If you were to look out the back window of my mother’s house you would see gardens that are endless, claiming territory as they edge into the grass and fade back into the forest. It’s unclear where her garden ends and the native wildflowers begin, particularly because of the native bee balm (botanical name Monarda) that grows in shocks of purple, pink, and lavender everywhere.
While bee balm flowers are spectacular with their fireworks of color, it’s the intoxicating fragrance and history as a medicinal flower that excite me most. I collect thee flowers all summer to throw into teas throughout the year.
Many Indigenous Americans worked with Monarda to break fevers and aid digestion, and used the leaves externally as an antiseptic. The sharp and spicy flavor, oregano-like, indicate it has a high volatile oil content, making it naturally antimicrobial. It's potent and gentle and the flavor is delightful-- wonderful in tea hot or iced.
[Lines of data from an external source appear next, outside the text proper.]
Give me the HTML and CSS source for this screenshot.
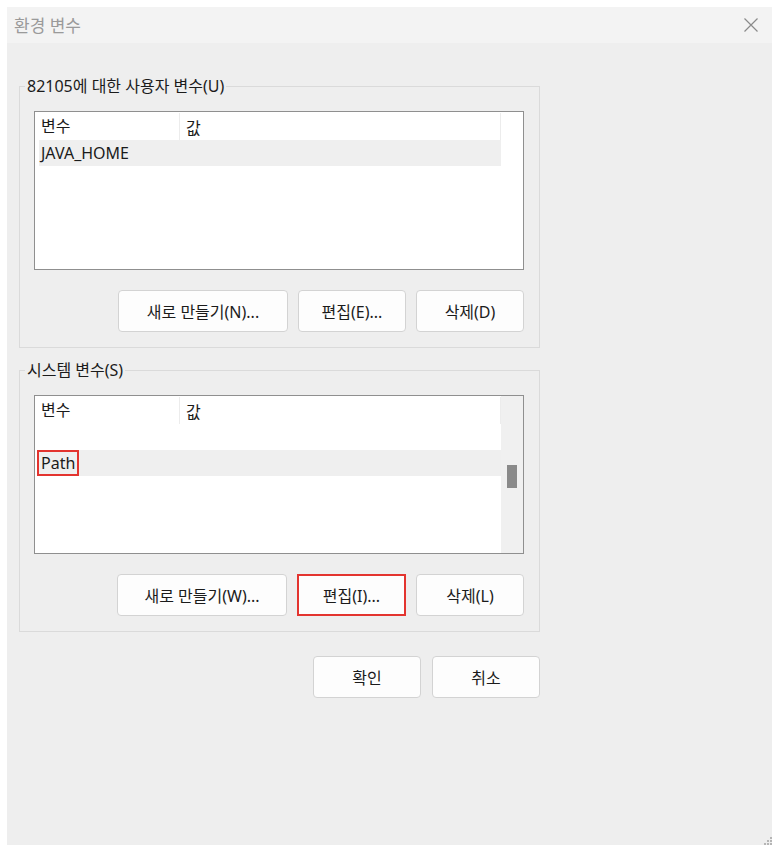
FILE: index.html
```html
<!DOCTYPE html>
<html lang="ko">
  <head>
    <meta charset="UTF-8" />
    <title>환경 변수</title>
    <link rel="stylesheet" href="styles.css">
  </head>

  <body>
    <div class="window">
      <div class="titlebar">
        <span class="title">환경 변수</span>
        <svg class="close" width="16" height="16" viewBox="0 0 16 16">
          <path d="M1.5 1.5L14.5 14.5M14.5 1.5L1.5 14.5" stroke="#8a8a8a" stroke-width="1.2" fill="none" />
        </svg>
      </div>

      <div class="content">
        <!-- 사용자 변수 -->
        <fieldset class="group">
          <legend>82105에 대한 사용자 변수(U)</legend>
          <div class="list">
            <div class="rows">
              <div class="row head">
                <span class="col name">변수</span>
                <span class="col value">값</span>
              </div>
              <div class="row selected">
                <span class="col name">JAVA_HOME</span>
                <span class="col value"></span>
              </div>
            </div>
            <div class="gutter"></div>
          </div>
          <div class="buttons">
            <button class="btn wide">새로 만들기(N)...</button>
            <button class="btn">편집(E)...</button>
            <button class="btn">삭제(D)</button>
          </div>
        </fieldset>

        <!-- 시스템 변수 -->
        <fieldset class="group second">
          <legend>시스템 변수(S)</legend>
          <div class="list">
            <div class="rows">
              <div class="row head">
                <span class="col name">변수</span>
                <span class="col value">값</span>
              </div>
              <div class="row"></div>
              <div class="row selected">
                <span class="col name"><span class="mark">Path</span></span>
                <span class="col value"></span>
              </div>
            </div>
            <div class="gutter scroll">
              <div class="thumb"></div>
            </div>
          </div>
          <div class="buttons">
            <button class="btn wide">새로 만들기(W)...</button>
            <button class="btn marked">편집(I)...</button>
            <button class="btn">삭제(L)</button>
          </div>
        </fieldset>

        <div class="footer">
          <button class="btn">확인</button>
          <button class="btn">취소</button>
        </div>
      </div>

      <svg class="grip" width="8" height="8" viewBox="0 0 8 8">
        <rect x="6" y="0" width="2" height="2" fill="#b5b5b5" />
        <rect x="3" y="3" width="2" height="2" fill="#b5b5b5" />
        <rect x="6" y="3" width="2" height="2" fill="#b5b5b5" />
        <rect x="0" y="6" width="2" height="2" fill="#b5b5b5" />
        <rect x="3" y="6" width="2" height="2" fill="#b5b5b5" />
        <rect x="6" y="6" width="2" height="2" fill="#b5b5b5" />
      </svg>
    </div>
  </body>
</html>
```

FILE: styles.css
```css
body {
  margin: 0;
  background: #fff;
  font-family: "Noto Sans", "Noto Sans CJK KR", sans-serif;
  font-size: 16px;
  color: #1b1b1b;
}

.window {
  position: relative;
  margin: 7px 0 0 7px;
  width: 765px;
  height: 838px;
  background: #eeeeee;
}

.titlebar {
  height: 36px;
  background: #f3f3f3;
  display: flex;
  align-items: center;
  justify-content: space-between;
  padding: 0 13px 0 7px;
  box-sizing: border-box;
}

.title {
  color: #9a9a9a;
  font-size: 17px;
  margin-top: -1px;
}

.content {
  padding: 33px 0 0 12px;
}

.group {
  margin: 0;
  width: 521px;
  box-sizing: border-box;
  padding: 15px 15px 15px 14px;
  border: 1px solid #dadada;
  min-width: 0;
}

.group.second {
  margin-top: 12px;
}

.group legend {
  padding: 0 2px;
  margin-left: -9px;
  line-height: 20px;
}

.list {
  width: 490px;
  height: 159px;
  box-sizing: border-box;
  border: 1px solid #8f8f8f;
  background: #fff;
  display: flex;
  padding: 1px 0 1px 4px;
}

.rows {
  flex: 1;
}

.row {
  display: flex;
  height: 26px;
  align-items: center;
}

.row.head {
  height: 27px;
  border-right: 1px solid #ececec;
}

.row.selected {
  background: #efefef;
}

.col {
  box-sizing: border-box;
  padding-left: 2px;
}

.col.name {
  width: 141px;
}

.head .col.name {
  border-right: 1px solid #ececec;
  height: 27px;
  line-height: 27px;
}

.head .col.value {
  padding-left: 6px;
}

.mark {
  display: inline-block;
  margin-left: -4px;
  padding: 0 2px;
  border: 2px solid #e3342f;
  line-height: 22px;
}

.gutter {
  width: 22px;
}

.gutter.scroll {
  background: #f0f0f0;
  margin: -1px 0 -1px 0;
  display: flex;
  justify-content: center;
}

.thumb {
  width: 10px;
  height: 23px;
  margin-top: 69px;
  background: #8a8a8a;
}

.buttons,
.footer {
  display: flex;
  justify-content: flex-end;
  gap: 10px;
}

.buttons {
  margin-top: 20px;
}

.footer {
  width: 521px;
  margin-top: 24px;
  gap: 11px;
}

.btn {
  width: 108px;
  height: 42px;
  font: inherit;
  color: #1b1b1b;
  background: #fdfdfd;
  border: 1px solid #d3d3d3;
  border-radius: 4px;
}

.btn.wide {
  width: 170px;
}

.btn.marked {
  width: 109px;
  border: 2px solid #e3342f;
  border-radius: 0;
}

.close {
  display: block;
}

.grip {
  position: absolute;
  right: 0;
  bottom: 0;
}
```
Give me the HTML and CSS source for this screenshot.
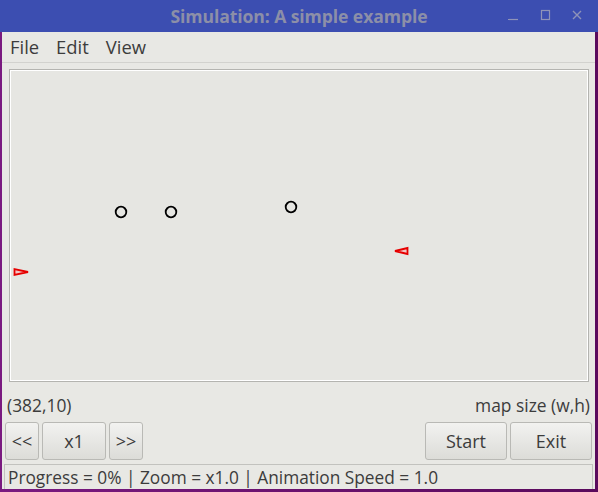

If you examine a Monarda plant closely, you’d find it has a square stem, characteristic of plants in the mint family. Any above-ground portion of the plant can be used in a tea, though I’m partial to the color and magic that using flower petals brings to any tea or medicine. I have found that they do well regardless of whether they’re growing in full sun or in the forest, so no excuse if your garden has been too shady for flowers in the past.
The flowers also have the distinction of driving bees mad with pleasure. Monarda will draw and excite the butterflies and bees you want pollinating your garden. Plant this native medicinal wildflower to become a steward of the land.